• **Task description**: Make an exact copy of all the material below, apart from the pictures.

• **Supplied data**:

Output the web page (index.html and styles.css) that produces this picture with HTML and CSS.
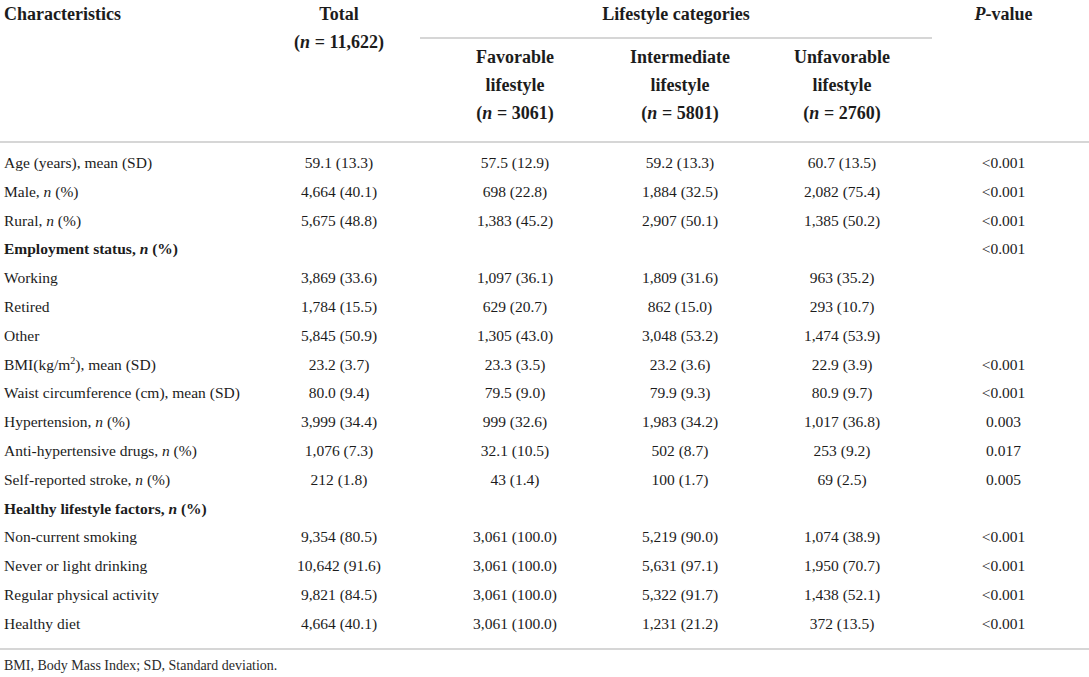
FILE: index.html
```html
<!doctype html>
<html>
  <head>
    <meta charset="UTF-8">
    <title>Characteristics by lifestyle categories</title>
    <link rel="stylesheet" href="styles.css">
  </head>
  <body>
    <table class="stats">
      <colgroup>
        <col class="col-label">
        <col class="col-total">
        <col class="col-fav">
        <col class="col-mid">
        <col class="col-unfav">
        <col class="col-p">
      </colgroup>
      <thead>
        <tr class="head-top">
          <th rowspan="2" class="label">Characteristics</th>
          <th rowspan="2" class="total">Total<br>(<i>n</i> = 11,622)</th>
          <th colspan="3" class="group"><span class="group-title">Lifestyle categories</span></th>
          <th rowspan="2" class="pval"><i>P</i>-value</th>
        </tr>
        <tr class="head-sub">
          <th>Favorable<br>lifestyle<br>(<i>n</i> = 3061)</th>
          <th>Intermediate<br>lifestyle<br>(<i>n</i> = 5801)</th>
          <th class="unfav">Unfavorable<br>lifestyle<br>(<i>n</i> = 2760)</th>
        </tr>
      </thead>
      <tbody>
        <tr class="first"><td class="label">Age (years), mean (SD)</td><td class="total">59.1 (13.3)</td><td>57.5 (12.9)</td><td>59.2 (13.3)</td><td class="unfav">60.7 (13.5)</td><td class="pval">&lt;0.001</td></tr>
        <tr><td class="label">Male, <i>n</i> (%)</td><td class="total">4,664 (40.1)</td><td>698 (22.8)</td><td>1,884 (32.5)</td><td class="unfav">2,082 (75.4)</td><td class="pval">&lt;0.001</td></tr>
        <tr><td class="label">Rural, <i>n</i> (%)</td><td class="total">5,675 (48.8)</td><td>1,383 (45.2)</td><td>2,907 (50.1)</td><td class="unfav">1,385 (50.2)</td><td class="pval">&lt;0.001</td></tr>
        <tr><td class="label"><b>Employment status, <i>n</i> (%)</b></td><td class="total"></td><td></td><td></td><td class="unfav"></td><td class="pval">&lt;0.001</td></tr>
        <tr><td class="label">Working</td><td class="total">3,869 (33.6)</td><td>1,097 (36.1)</td><td>1,809 (31.6)</td><td class="unfav">963 (35.2)</td><td class="pval"></td></tr>
        <tr><td class="label">Retired</td><td class="total">1,784 (15.5)</td><td>629 (20.7)</td><td>862 (15.0)</td><td class="unfav">293 (10.7)</td><td class="pval"></td></tr>
        <tr><td class="label">Other</td><td class="total">5,845 (50.9)</td><td>1,305 (43.0)</td><td>3,048 (53.2)</td><td class="unfav">1,474 (53.9)</td><td class="pval"></td></tr>
        <tr><td class="label">BMI(kg/m<sup>2</sup>), mean (SD)</td><td class="total">23.2 (3.7)</td><td>23.3 (3.5)</td><td>23.2 (3.6)</td><td class="unfav">22.9 (3.9)</td><td class="pval">&lt;0.001</td></tr>
        <tr><td class="label">Waist circumference (cm), mean (SD)</td><td class="total">80.0 (9.4)</td><td>79.5 (9.0)</td><td>79.9 (9.3)</td><td class="unfav">80.9 (9.7)</td><td class="pval">&lt;0.001</td></tr>
        <tr><td class="label">Hypertension, <i>n</i> (%)</td><td class="total">3,999 (34.4)</td><td>999 (32.6)</td><td>1,983 (34.2)</td><td class="unfav">1,017 (36.8)</td><td class="pval">0.003</td></tr>
        <tr><td class="label">Anti-hypertensive drugs, <i>n</i> (%)</td><td class="total">1,076 (7.3)</td><td>32.1 (10.5)</td><td>502 (8.7)</td><td class="unfav">253 (9.2)</td><td class="pval">0.017</td></tr>
        <tr><td class="label">Self-reported stroke, <i>n</i> (%)</td><td class="total">212 (1.8)</td><td>43 (1.4)</td><td>100 (1.7)</td><td class="unfav">69 (2.5)</td><td class="pval">0.005</td></tr>
        <tr><td class="label"><b>Healthy lifestyle factors, <i>n</i> (%)</b></td><td class="total"></td><td></td><td></td><td class="unfav"></td><td class="pval"></td></tr>
        <tr><td class="label">Non-current smoking</td><td class="total">9,354 (80.5)</td><td>3,061 (100.0)</td><td>5,219 (90.0)</td><td class="unfav">1,074 (38.9)</td><td class="pval">&lt;0.001</td></tr>
        <tr><td class="label">Never or light drinking</td><td class="total">10,642 (91.6)</td><td>3,061 (100.0)</td><td>5,631 (97.1)</td><td class="unfav">1,950 (70.7)</td><td class="pval">&lt;0.001</td></tr>
        <tr><td class="label">Regular physical activity</td><td class="total">9,821 (84.5)</td><td>3,061 (100.0)</td><td>5,322 (91.7)</td><td class="unfav">1,438 (52.1)</td><td class="pval">&lt;0.001</td></tr>
        <tr class="last"><td class="label">Healthy diet</td><td class="total">4,664 (40.1)</td><td>3,061 (100.0)</td><td>1,231 (21.2)</td><td class="unfav">372 (13.5)</td><td class="pval">&lt;0.001</td></tr>
      </tbody>
    </table>
    <p class="note">BMI, Body Mass Index; SD, Standard deviation.</p>
  </body>
</html>
```

FILE: styles.css
```css
* {
    box-sizing: border-box;
}

body {
    margin: 0;
    background: #fff;
    color: #1c1c1c;
    font-family: "Liberation Serif", "Times New Roman", serif;
    font-size: 15.5px;
}

.stats {
    width: 1089px;
    border-collapse: collapse;
    table-layout: fixed;
}

.col-label { width: 250px; }
.col-total { width: 170px; }
.col-fav { width: 190px; }
.col-mid { width: 140px; }
.col-unfav { width: 176px; }
.col-p { width: 163px; }

th, td {
    padding: 0 4px;
    text-align: center;
    font-weight: normal;
}

.label {
    text-align: left;
}

.total,
.unfav {
    padding-left: 12px;
}

.pval {
    padding-right: 12px;
}

thead th {
    font-size: 18px;
    font-weight: bold;
    line-height: 28px;
    vertical-align: top;
}

.group {
    padding: 0;
}

.group-title {
    display: block;
    margin-right: -6px;
    padding-bottom: 9px;
    border-bottom: 2px solid #d6d6d6;
}

.head-sub th {
    padding-top: 4px;
    padding-bottom: 14px;
}

thead {
    border-bottom: 2px solid #d6d6d6;
}

tbody td {
    line-height: 28.8px;
}

tbody tr.first td {
    padding-top: 6px;
}

tbody tr.last td {
    padding-bottom: 9px;
}

tbody {
    border-bottom: 2px solid #d6d6d6;
}

sup {
    font-size: 10px;
    line-height: 0;
}

.note {
    margin: 8px 0 0;
    padding-left: 4px;
    font-size: 14px;
    color: #2a2a2a;
}
```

• **Correct output**:
Output the web page (index.html and styles.css) that produces this picture with HTML and CSS.
FILE: index.html
```html
<!doctype html>
<html>
  <head>
    <meta charset="UTF-8">
    <title>Characteristics by lifestyle categories</title>
    <link rel="stylesheet" href="styles.css">
  </head>
  <body>
    <table class="stats">
      <colgroup>
        <col class="col-label">
        <col class="col-total">
        <col class="col-fav">
        <col class="col-mid">
        <col class="col-unfav">
        <col class="col-p">
      </colgroup>
      <thead>
        <tr class="head-top">
          <th rowspan="2" class="label">Characteristics</th>
          <th rowspan="2" class="total">Total<br>(<i>n</i> = 11,622)</th>
          <th colspan="3" class="group"><span class="group-title">Lifestyle categories</span></th>
          <th rowspan="2" class="pval"><i>P</i>-value</th>
        </tr>
        <tr class="head-sub">
          <th>Favorable<br>lifestyle<br>(<i>n</i> = 3061)</th>
          <th>Intermediate<br>lifestyle<br>(<i>n</i> = 5801)</th>
          <th class="unfav">Unfavorable<br>lifestyle<br>(<i>n</i> = 2760)</th>
        </tr>
      </thead>
      <tbody>
        <tr class="first"><td class="label">Age (years), mean (SD)</td><td class="total">59.1 (13.3)</td><td>57.5 (12.9)</td><td>59.2 (13.3)</td><td class="unfav">60.7 (13.5)</td><td class="pval">&lt;0.001</td></tr>
        <tr><td class="label">Male, <i>n</i> (%)</td><td class="total">4,664 (40.1)</td><td>698 (22.8)</td><td>1,884 (32.5)</td><td class="unfav">2,082 (75.4)</td><td class="pval">&lt;0.001</td></tr>
        <tr><td class="label">Rural, <i>n</i> (%)</td><td class="total">5,675 (48.8)</td><td>1,383 (45.2)</td><td>2,907 (50.1)</td><td class="unfav">1,385 (50.2)</td><td class="pval">&lt;0.001</td></tr>
        <tr><td class="label"><b>Employment status, <i>n</i> (%)</b></td><td class="total"></td><td></td><td></td><td class="unfav"></td><td class="pval">&lt;0.001</td></tr>
        <tr><td class="label">Working</td><td class="total">3,869 (33.6)</td><td>1,097 (36.1)</td><td>1,809 (31.6)</td><td class="unfav">963 (35.2)</td><td class="pval"></td></tr>
        <tr><td class="label">Retired</td><td class="total">1,784 (15.5)</td><td>629 (20.7)</td><td>862 (15.0)</td><td class="unfav">293 (10.7)</td><td class="pval"></td></tr>
        <tr><td class="label">Other</td><td class="total">5,845 (50.9)</td><td>1,305 (43.0)</td><td>3,048 (53.2)</td><td class="unfav">1,474 (53.9)</td><td class="pval"></td></tr>
        <tr><td class="label">BMI(kg/m<sup>2</sup>), mean (SD)</td><td class="total">23.2 (3.7)</td><td>23.3 (3.5)</td><td>23.2 (3.6)</td><td class="unfav">22.9 (3.9)</td><td class="pval">&lt;0.001</td></tr>
        <tr><td class="label">Waist circumference (cm), mean (SD)</td><td class="total">80.0 (9.4)</td><td>79.5 (9.0)</td><td>79.9 (9.3)</td><td class="unfav">80.9 (9.7)</td><td class="pval">&lt;0.001</td></tr>
        <tr><td class="label">Hypertension, <i>n</i> (%)</td><td class="total">3,999 (34.4)</td><td>999 (32.6)</td><td>1,983 (34.2)</td><td class="unfav">1,017 (36.8)</td><td class="pval">0.003</td></tr>
        <tr><td class="label">Anti-hypertensive drugs, <i>n</i> (%)</td><td class="total">1,076 (7.3)</td><td>32.1 (10.5)</td><td>502 (8.7)</td><td class="unfav">253 (9.2)</td><td class="pval">0.017</td></tr>
        <tr><td class="label">Self-reported stroke, <i>n</i> (%)</td><td class="total">212 (1.8)</td><td>43 (1.4)</td><td>100 (1.7)</td><td class="unfav">69 (2.5)</td><td class="pval">0.005</td></tr>
        <tr><td class="label"><b>Healthy lifestyle factors, <i>n</i> (%)</b></td><td class="total"></td><td></td><td></td><td class="unfav"></td><td class="pval"></td></tr>
        <tr><td class="label">Non-current smoking</td><td class="total">9,354 (80.5)</td><td>3,061 (100.0)</td><td>5,219 (90.0)</td><td class="unfav">1,074 (38.9)</td><td class="pval">&lt;0.001</td></tr>
        <tr><td class="label">Never or light drinking</td><td class="total">10,642 (91.6)</td><td>3,061 (100.0)</td><td>5,631 (97.1)</td><td class="unfav">1,950 (70.7)</td><td class="pval">&lt;0.001</td></tr>
        <tr><td class="label">Regular physical activity</td><td class="total">9,821 (84.5)</td><td>3,061 (100.0)</td><td>5,322 (91.7)</td><td class="unfav">1,438 (52.1)</td><td class="pval">&lt;0.001</td></tr>
        <tr class="last"><td class="label">Healthy diet</td><td class="total">4,664 (40.1)</td><td>3,061 (100.0)</td><td>1,231 (21.2)</td><td class="unfav">372 (13.5)</td><td class="pval">&lt;0.001</td></tr>
      </tbody>
    </table>
    <p class="note">BMI, Body Mass Index; SD, Standard deviation.</p>
  </body>
</html>
```

FILE: styles.css
```css
* {
    box-sizing: border-box;
}

body {
    margin: 0;
    background: #fff;
    color: #1c1c1c;
    font-family: "Liberation Serif", "Times New Roman", serif;
    font-size: 15.5px;
}

.stats {
    width: 1089px;
    border-collapse: collapse;
    table-layout: fixed;
}

.col-label { width: 250px; }
.col-total { width: 170px; }
.col-fav { width: 190px; }
.col-mid { width: 140px; }
.col-unfav { width: 176px; }
.col-p { width: 163px; }

th, td {
    padding: 0 4px;
    text-align: center;
    font-weight: normal;
}

.label {
    text-align: left;
}

.total,
.unfav {
    padding-left: 12px;
}

.pval {
    padding-right: 12px;
}

thead th {
    font-size: 18px;
    font-weight: bold;
    line-height: 28px;
    vertical-align: top;
}

.group {
    padding: 0;
}

.group-title {
    display: block;
    margin-right: -6px;
    padding-bottom: 9px;
    border-bottom: 2px solid #d6d6d6;
}

.head-sub th {
    padding-top: 4px;
    padding-bottom: 14px;
}

thead {
    border-bottom: 2px solid #d6d6d6;
}

tbody td {
    line-height: 28.8px;
}

tbody tr.first td {
    padding-top: 6px;
}

tbody tr.last td {
    padding-bottom: 9px;
}

tbody {
    border-bottom: 2px solid #d6d6d6;
}

sup {
    font-size: 10px;
    line-height: 0;
}

.note {
    margin: 8px 0 0;
    padding-left: 4px;
    font-size: 14px;
    color: #2a2a2a;
}
```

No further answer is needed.